Here's a bigger picture view of the front of the loom with the bolt on the right side of center.

 Loom doctoring #1--although technically this was a warping issue and not a loom one.--One side of the scarf warp was looser than the other.  I tried a quick fix with a few bamboo skewers and some weights, but it didn't help much.  In fact, I realized as I looked at this, the fat warp threads probably increased the diameter of the wraps of the warp on the back beam making that side fatter than the other.  Translation?  I wound a bump into my warp and a "quick fix" wasn't likely to solve the issue.

The solution?  Re-wind the warp on the back beam.  I wound the warp onto the front beam, untied the fat warp threads from the back beam, then re-wound the warp onto the back beam without those fat threads.  The warp went on smoothly and I hung the fat ends on the raddle and provided a separate weight for them, ala suplementary warp threads.

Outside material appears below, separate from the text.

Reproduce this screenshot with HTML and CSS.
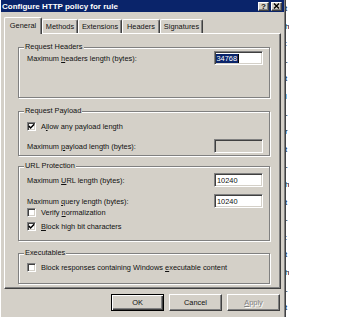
FILE: index.html
```html
<!DOCTYPE html>
<html>
<head>
  <title>Configure HTTP policy for rule</title>
  <link rel="stylesheet" href="styles.css">
</head>
<body>
  <div class="screen">
    <div class="dialog">
      <div class="titlebar">
        <span class="title">Configure HTTP policy for rule</span>
        <span class="cap-btn">?</span>
        <span class="cap-btn">
          <svg width="7" height="6" viewBox="0 0 7 6"><path d="M1,0.5 L6,5.5 M6,0.5 L1,5.5" stroke="#000" stroke-width="1.4" fill="none"/></svg>
        </span>
      </div>

      <div class="tabs">
        <div class="tab active" style="width:38px">General</div>
        <div class="tab" style="width:36px">Methods</div>
        <div class="tab" style="width:44px">Extensions</div>
        <div class="tab" style="width:38px">Headers</div>
        <div class="tab" style="width:43px">Signatures</div>
      </div>

      <div class="panel">
        <div class="group g-headers">
          <div class="legend">Request Headers</div>
          <div class="row first">
            <span>Maximum <u>h</u>eaders length (bytes):</span>
            <span class="edit"><span class="sel">34768</span><i class="caret"></i></span>
          </div>
        </div>

        <div class="group g-payload">
          <div class="legend">Request Payload</div>
          <div class="check-row first">
            <span class="box checked">
              <svg width="7" height="7" viewBox="0 0 7 7"><path d="M0.8,3 L2.6,5 L6.2,1.2" stroke="#000" stroke-width="1.5" fill="none"/></svg>
            </span>
            <span>A<u>l</u>low any payload length</span>
          </div>
          <div class="row second">
            <span>Maximum <u>p</u>ayload length (bytes):</span>
            <span class="edit disabled"></span>
          </div>
        </div>

        <div class="group g-url">
          <div class="legend">URL Protection</div>
          <div class="row url">
            <span>Maximum <u>U</u>RL length (bytes):</span>
            <span class="edit">10240</span>
          </div>
          <div class="row query">
            <span>Maximum <u>q</u>uery length (bytes):</span>
            <span class="edit">10240</span>
          </div>
          <div class="check-row">
            <span class="box"></span>
            <span>Verify <u>n</u>ormalization</span>
          </div>
          <div class="check-row later">
            <span class="box checked">
              <svg width="7" height="7" viewBox="0 0 7 7"><path d="M0.8,3 L2.6,5 L6.2,1.2" stroke="#000" stroke-width="1.5" fill="none"/></svg>
            </span>
            <span><u>B</u>lock high bit characters</span>
          </div>
        </div>

        <div class="group g-exec">
          <div class="legend">Executables</div>
          <div class="check-row exec">
            <span class="box"></span>
            <span>Block responses containing Windows <u>e</u>xecutable content</span>
          </div>
        </div>
      </div>

      <div class="buttons">
        <span class="button default">OK</span>
        <span class="button">Cancel</span>
        <span class="button disabled"><u>A</u>pply</span>
      </div>
    </div>

    <div class="behind">
      <span>t</span><span>h</span><span>:</span><span>-</span><span>t</span><span>l</span>
      <span>-</span><span>r</span><span>t</span><span>-</span><span>h</span><span>t</span>
      <span>-</span><span>:</span><span>t</span><span>h</span><span>-</span><span>t</span>
    </div>
  </div>
</body>
</html>
```

FILE: styles.css
```css
body {
  margin: 0;
  background: #fff;
  font-family: "Liberation Sans", Arial, sans-serif;
  font-size: 7.4px;
  color: #111;
}
u {
  text-decoration-thickness: 1px;
  text-underline-offset: 1px;
}
.screen {
  display: flex;
  width: 354px;
  height: 317px;
  overflow: hidden;
}
.dialog {
  flex: none;
  width: 286px;
  height: 330px;
  box-sizing: border-box;
  background: #d4d0c8;
  border-left: 1px solid #fff;
  border-right: 1px solid #404040;
  box-shadow: inset -1px 0 #808080;
}

/* title bar */
.titlebar {
  display: flex;
  align-items: center;
  height: 12px;
  margin-right: 1px;
  padding: 0 2px 0 1px;
  background: #0a246a;
}
.title {
  flex: 1;
  color: #fff;
  font-weight: bold;
  font-size: 8px;
}
.cap-btn {
  display: flex;
  align-items: center;
  justify-content: center;
  width: 11px;
  height: 9px;
  margin-left: 2px;
  box-sizing: border-box;
  background: #d4d0c8;
  border-top: 1px solid #fff;
  border-left: 1px solid #fff;
  border-right: 1px solid #404040;
  border-bottom: 1px solid #404040;
  box-shadow: inset -1px -1px #808080;
  font-weight: bold;
  font-size: 8px;
  line-height: 7px;
}

/* tabs */
.tabs {
  display: flex;
  align-items: flex-end;
  height: 16px;
  margin-top: 5px;
  padding-left: 3px;
}
.tab {
  height: 14px;
  box-sizing: border-box;
  display: flex;
  align-items: center;
  justify-content: center;
  border-top: 1px solid #fff;
  border-left: 1px solid #fff;
  border-right: 1px solid #404040;
  box-shadow: inset -1px 0 #808080;
  border-radius: 2px 2px 0 0;
}
.tab.active {
  position: relative;
  z-index: 1;
  height: 17px;
  margin-bottom: -1px;
  background: #d4d0c8;
  padding-bottom: 2px;
}

/* tab page */
.panel {
  height: 256px;
  margin: 0 4px 0 3px;
  box-sizing: border-box;
  padding: 13px 10px 0 13px;
  border-top: 1px solid #fff;
  border-left: 1px solid #fff;
  border-right: 1px solid #404040;
  border-bottom: 1px solid #404040;
  box-shadow: inset -1px -1px #808080;
}
.group {
  box-sizing: border-box;
  padding: 0 6px 0 8px;
  border: 1px solid #808080;
  box-shadow: inset 1px 1px #fff, 1px 1px #fff;
}
.g-headers { height: 51px; }
.g-payload { height: 45px; margin-top: 13px; }
.g-url { height: 75px; margin-top: 10px; }
.g-exec { height: 31px; margin-top: 12px; }
.legend {
  display: table;
  margin: -5px 0 0 -3px;
  padding: 0 1px;
  line-height: 8px;
  background: #d4d0c8;
}
.row {
  display: flex;
  align-items: center;
  justify-content: space-between;
  height: 14px;
}
.row.first { margin-top: 0; }
.row.second { margin-top: 8px; }
.row.url { margin-top: 3px; }
.row.query { margin-top: 7px; }
.edit {
  display: flex;
  align-items: center;
  width: 49px;
  height: 14px;
  box-sizing: border-box;
  padding-left: 2px;
  background: #fff;
  border-top: 1px solid #808080;
  border-left: 1px solid #808080;
  border-right: 1px solid #fff;
  border-bottom: 1px solid #fff;
  box-shadow: inset 1px 1px #404040, inset -1px -1px #d4d0c8;
}
.edit.disabled {
  background: #d4d0c8;
}
.sel {
  margin-left: -1px;
  padding: 0 0.5px;
  background: #0a246a;
  color: #fff;
  line-height: 9px;
}
.caret {
  width: 1px;
  height: 9px;
  background: #000;
}
.check-row {
  display: flex;
  align-items: center;
  gap: 5px;
  height: 9px;
  margin-top: 7px;
}
.g-url .check-row { margin-top: 0; }
.g-url .check-row.later { margin-top: 5px; }
.check-row.exec { margin-top: 6px; }
.box {
  display: flex;
  align-items: center;
  justify-content: center;
  width: 9px;
  height: 9px;
  box-sizing: border-box;
  background: #fff;
  border-top: 1px solid #808080;
  border-left: 1px solid #808080;
  border-right: 1px solid #fff;
  border-bottom: 1px solid #fff;
  box-shadow: inset 1px 1px #404040, inset -1px -1px #d4d0c8;
}

/* buttons */
.buttons {
  display: flex;
  justify-content: flex-end;
  gap: 5px;
  margin-top: 5px;
  padding-right: 5px;
}
.button {
  display: flex;
  align-items: center;
  justify-content: center;
  width: 53px;
  height: 17px;
  box-sizing: border-box;
  border-top: 1px solid #fff;
  border-left: 1px solid #fff;
  border-right: 1px solid #404040;
  border-bottom: 1px solid #404040;
  box-shadow: inset -1px -1px #808080;
}
.button.default {
  border: 1px solid #000;
  box-shadow: inset 1px 1px #fff, inset -1px -1px #404040, inset -2px -2px #808080;
}
.button.disabled {
  color: #808080;
  text-shadow: 1px 1px #fff;
}

/* window behind the dialog */
.behind {
  flex: 1;
  display: flex;
  flex-direction: column;
  overflow: hidden;
  background: #fff;
  color: #000;
  font-size: 8px;
  line-height: 17.6px;
}
.behind span {
  margin-left: -1px;
  width: 4px;
  overflow: hidden;
}
```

I like weaving--especially when the loom and the warp work! :)

Monday, April 09, 2012

Ply, Spin, and Warp (All in one day!)

 A while ago I spun some naturally colored cotton on my Akha spindle.  Now I'd like to use it for one of the entries in the COE in Handspinning that I am working on.  Unfortunately, my skeins need to be 1 oz and the original sliver I purchased was 1 oz....which means that I probably had less than a full ounce of spun fiber. 

No problem!  I just pulled out another sliver that contained the same color (it happened to be a tri-colored sliver, so I pulled out the desired color) and started to spin.  Today as I got started plying I noticed something--the newly spun "red" is redder than the older spun "red".  Oh dear.  I went ahead and plyed the original red...0.93 oz.  Not enough!

I do have a back-up plan.  "Mocha" has a similar history--some already spun, some sliver picked out of a tri-colored one.  I'll try spinning some of the new mocha and see how it looks compared to the old.

 In other spinning news, I finished carding my yellow cotton into punis.  This is ginned cotton that I dyed.  There was a lot of vegetable matter in this cotton.  To remove it, I passed the ginned cotton through the drum carder which loosened the fibers and got some of the trash out.  Then I tore the batts into manageable strips and manually picked out the rest of the junk.  It was slow and tedious work, but it was easier to do that then to stop my spinning every few moments to pick out the rough and scratchy stuff!  The punis were made on my cotton hand cards.  The cotton was first carded, then rolled onto a dowel to make the punis.
 Here's a bobbin with the first few punis' worth of spinning.  I'm getting ~38 wpi which is considered a "fine" yarn.
And, I got my test warp on the loom and started today.  This is a fine cotton/poly yarn with some sportweight knitting yarn stripes.  The weave structure is from Strickler.  If this test works then I hope to repeat the scarf with a silk/yak yarn I bought a year or two ago.

Thursday, April 05, 2012

Crackle Shawl

After I wove the black on black fabric for Martin's vest, I wove off this piece.  It's a black wool warp with a cream, thick & thin cotton/rayon (?) yarn for the pattern weft and the black warp yarn for the tabby weft.  It's a crackle pattern from Strickler's book (#494).  Sett was 28 epi and the finished piece is ~18" wide.

Things I like about the shawl:  the look.  I love the black/cream color combination.  It has the illusion of old lace.    The fringe.  I'm a sucker for twisted fringe.  I know it takes forever to twist, and yes, I twisted this all by hand, but I love the way it drapes at the ends of the shawl.

Things I don't like so much:  the wool.  Ack!  This is an unlabeled, hand-me-down wool and it isn't very soft.  I didn't get any scratches from my photo shoot, but it would be more comfortable over long sleeves.  And if you are already wearing long sleeves, do you really need a shawl?  The drape.  The drape is better than cardboard, but not as flowing as I prefer.  What's the best way to improve the drape in crackle?  Widen the sett?

And now, I have an empty loom.  I have a few projects percolating and hope to test some soon!